Thursday, 27 November 2014

How a wooden stick started World War II

World war II was the most deadly war of all time, involving the most soldiers in the most parallels all around the world. It included epic victories (The Axis conquest of France, the Battle of Midway) and epic defeats (Pearl Harbor, the defeat of Germany). But what was this terrible war caused by? Hitler and Mussolini, right? Not exactly. Hitler could only have begun his rise to power in the right conditions. World War I created these conditions.

World war I triggered anger in Germany because of the improper armistice at its end. At the meeting where the Allied powers met to decide the conditions of the armistice, Germany was not invited. The armistice meant Germany had to keep its army under 100,000 men, it meant the navy had very few ships, it meant the Germans were very angry at the Allies. A German told the Allies that the armistice did not mean the end of war, it meant another war in twenty years. He was wrong by mere months.

What caused World War I ? The answer was a complicated system of alliances. Austria was against Serbia. Serbia was the friend of Russia. Russia was the enemy of Germany. Germany was the enemy of France. So, when the Archduke was assassinated by a Serb, Austria blamed the Serbian government, and declared war on Serbia. If Russia had not stepped in, there probably would not have been any world wars. But Russia had sworn to help Serbia in this kind of situation. As Russian forces mobilised, Germany declared war on Russia. France and England joined the Allies, and the Ottoman Empire joined the Central Powers. A war began. So, as you can see, a bonfire was set off by a single spark.

Many "sparks" had been going off in the Balkans, which caused wars, but only in the Balkans. Only in the right conditions could these "sparks" actually create a terrible fire. This was the right condition.

The entire thing started with the Ottoman Empire. The empire took over the Balkans before shrinking. When the Ottoman Empire started to decline, riots broke out in the Balkans. These riots were, however, unrelated with each other.
 When the new Balkan states were made, they started to fight over land almost immediately. New countries were being made all the time. Fighting is still going on.

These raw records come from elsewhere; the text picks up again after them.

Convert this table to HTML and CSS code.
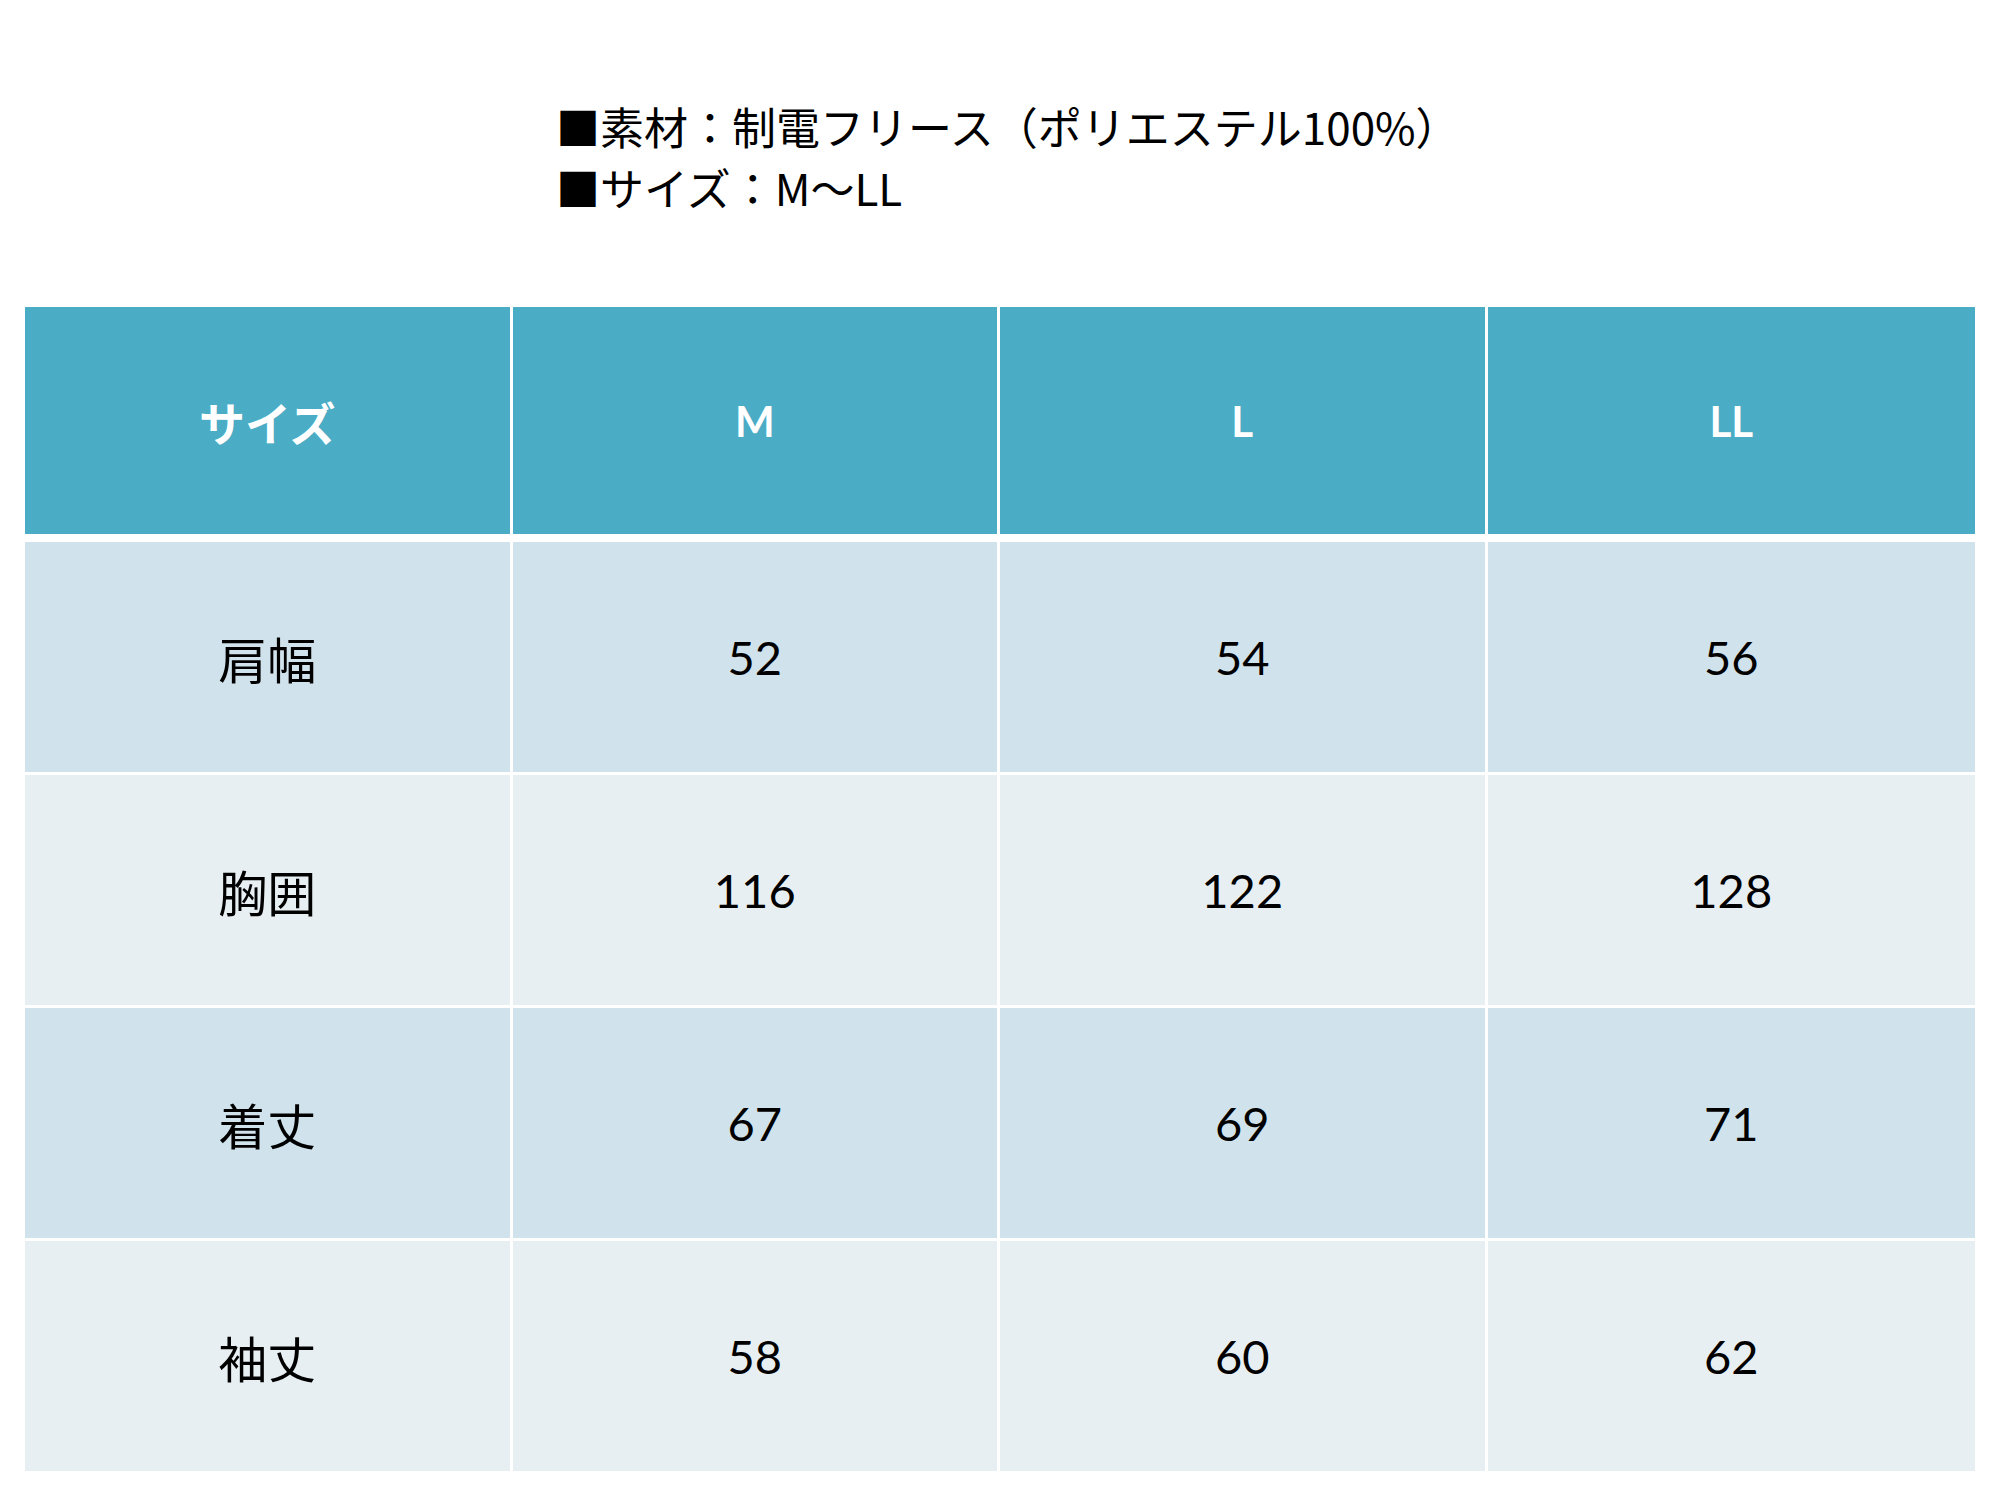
FILE: index.html
```html
<!DOCTYPE html>
<html lang="ja">
<head>
<meta charset="utf-8">
<title>サイズ表</title>
<link rel="stylesheet" href="styles.css">
</head>
<body>
<div class="page">
  <div class="spec">
    <p class="spec-line">■素材：制電フリース（ポリエステル100%）</p>
    <p class="spec-line">■サイズ：M～LL</p>
  </div>
  <table class="size-table">
    <colgroup><col><col><col><col></colgroup>
    <thead>
      <tr>
        <th class="ja-head">サイズ</th>
        <th>M</th>
        <th>L</th>
        <th>LL</th>
      </tr>
    </thead>
    <tbody>
      <tr class="band1">
        <td class="label">肩幅</td><td>52</td><td>54</td><td>56</td>
      </tr>
      <tr class="band2">
        <td class="label">胸囲</td><td>116</td><td>122</td><td>128</td>
      </tr>
      <tr class="band1">
        <td class="label">着丈</td><td>67</td><td>69</td><td>71</td>
      </tr>
      <tr class="band2">
        <td class="label">袖丈</td><td>58</td><td>60</td><td>62</td>
      </tr>
    </tbody>
  </table>
</div>
</body>
</html>
```

FILE: styles.css
```css
html, body {
  margin: 0;
  padding: 0;
  background: #ffffff;
}

.page {
  width: 2000px;
  font-family: Lato, "Noto Sans CJK JP", sans-serif;
  color: #000000;
}

.spec {
  padding: 96px 0 0 556px;
  height: 307px;
  box-sizing: border-box;
  font-family: "Noto Sans CJK JP", sans-serif;
}

.spec-line {
  margin: 0;
  font-size: 44px;
  line-height: 61px;
  letter-spacing: 0;
  white-space: nowrap;
}

.size-table {
  margin-left: 25px;
  width: 1950px;
  table-layout: fixed;
  border-collapse: separate;
  border-spacing: 0;
}

.size-table col {
  width: 25%;
}

.size-table th,
.size-table td {
  padding: 0;
  text-align: center;
  vertical-align: middle;
  border-right: 3px solid #ffffff;
}

.size-table th:last-child,
.size-table td:last-child {
  border-right: none;
}

.size-table th {
  height: 227px;
  background: #4bacc6;
  color: #ffffff;
  font-weight: 700;
  font-size: 42px;
  border-bottom: 8px solid #ffffff;
}

.size-table th.ja-head {
  font-size: 46px;
}

.size-table td {
  height: 230px;
  font-size: 47px;
  font-weight: 400;
  border-bottom: 3px solid #ffffff;
}

.size-table tbody tr:last-child td {
  border-bottom: none;
}

.size-table td.label {
  font-size: 49px;
}

.band1 td {
  background: #d0e2eb;
}

.band2 td {
  background: #e8eff3;
}
```
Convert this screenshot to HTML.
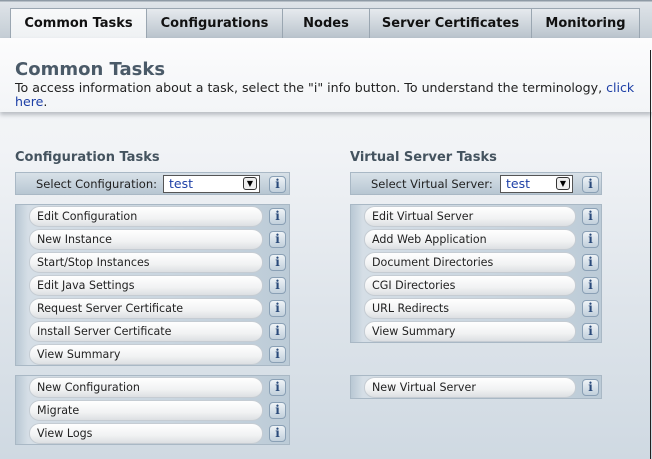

The Ottoman Empire rose directly out of the ruins of the Byzantine, or Eastern Roman Empire. The temples, libraries, and farms from this old empire gave the Ottoman Empire some success over some small surrounding kingdoms, and meant the Ottoman Empire could expand into Europe some 400 years later.

What was this Byzantine Empire? At around 300 AD, the Roman Empire collapsed. It became two smaller empires, the Western Roman Empire, which was still ruled by Italy but collapsed quite quickly, and the Eastern Roman or Byzantine empire which was ruled by Greece, then Turkey, and endured almost a thousand more years.

Where did the Roman Empire come from? Even though it was always based at Rome, Roman culture copied Greek culture. Romans and Greeks worshiped the same gods, lusted after the same general things, had the same kind of palaces and temples. In a way, the Romans rose straight out of the Greeks.

Greeks first got civilized and strong when bronze working spread. Greeks got bronze from the Phoenicians, a group of seafarers living and trading on the Mediterranean. Phoenicians were based in the eastern side of the Mediterranean. And their ancestors were not just the ones who invented bronze, but farming.

So, is that really how World War II started, with the invention of farming? Actually, it would make sense that all wars started with farming. Without farming, people would not get so much food, and would not trade their goods at the markets. No markets, no cities. No cities, no inequality among rich and poor, as some people are more successful than others at selling their goods. No inequality, no thieving and jealousy. No jealousy, no sense of ownership. No sense of ownership, no fighting over ownership. No fighting, no war.